The difference between threads & processes:
What is a Process?
- A process is the execution of a program that allows you to perform
the appropriate actions specified in a program. - It can be defined as an execution unit where a program runs.
- The OS helps you to create, schedule, and terminates the processes
which is used by CPU. - The other processes created by the main process are called child
process.
What is Thread?
- Thread is an execution unit that is part of a process.
- A process can have multiple threads, all executing at the same time.
- It is a unit of execution in concurrent(同时) programming.
- A thread is lightweight and can be managed independently by a scheduler.
- It helps you to improve the application performance using parallelism.
Process: Refers to an application program running in the system; once the program runs, it is a process;
process-the smallest unit of resource allocation.
Thread: The basic unit that the system allocates processor time resources, or a unit execution flow that executes independently within a process.

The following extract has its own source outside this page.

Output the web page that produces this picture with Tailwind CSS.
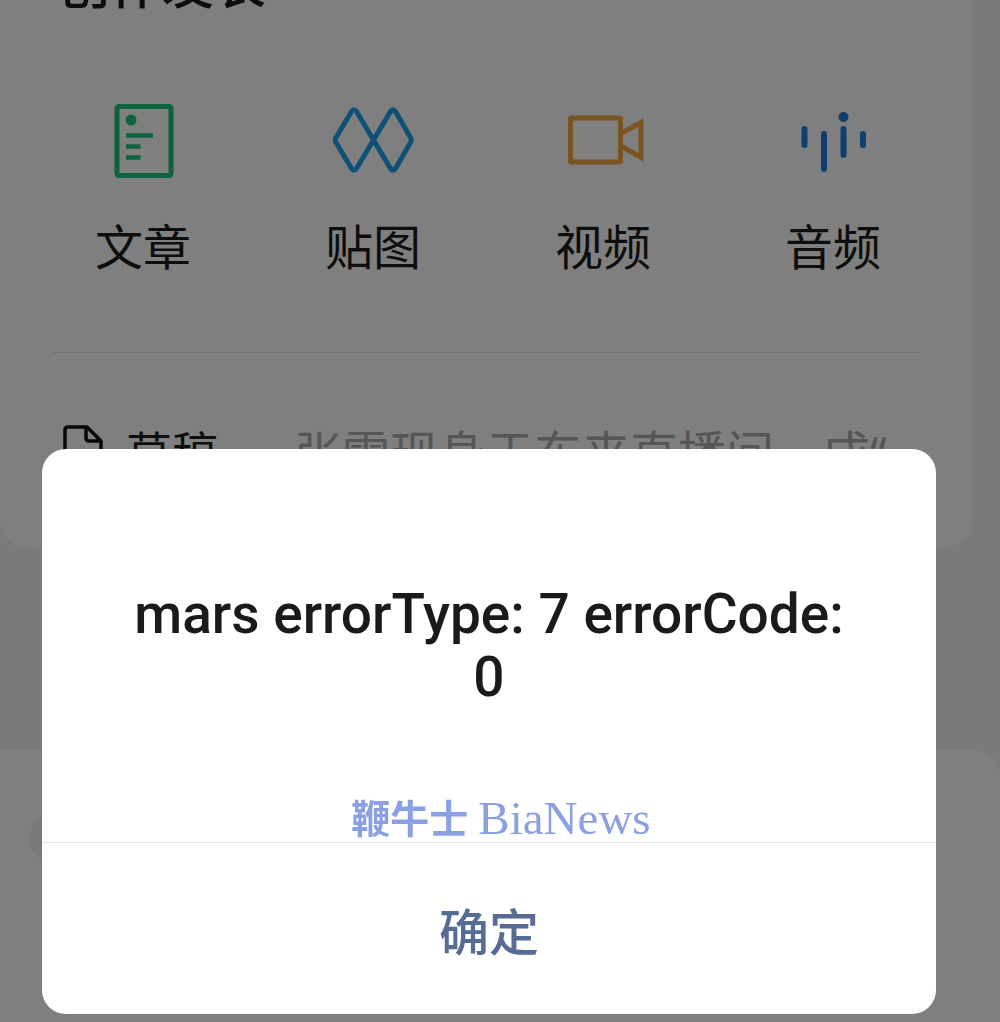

Thread-the smallest unit of program execution.
summary:
1. The process needs to allocate a large part of the memory, and the thread only needs to allocate a part of the stack.
2.A program has at least one process, and a process has at least one thread.
3. The process is the smallest unit of resource allocation, and the thread is the smallest unit of program execution.
4. One thread can create and cancel another thread, and multiple threads in the same process can execute concurrently.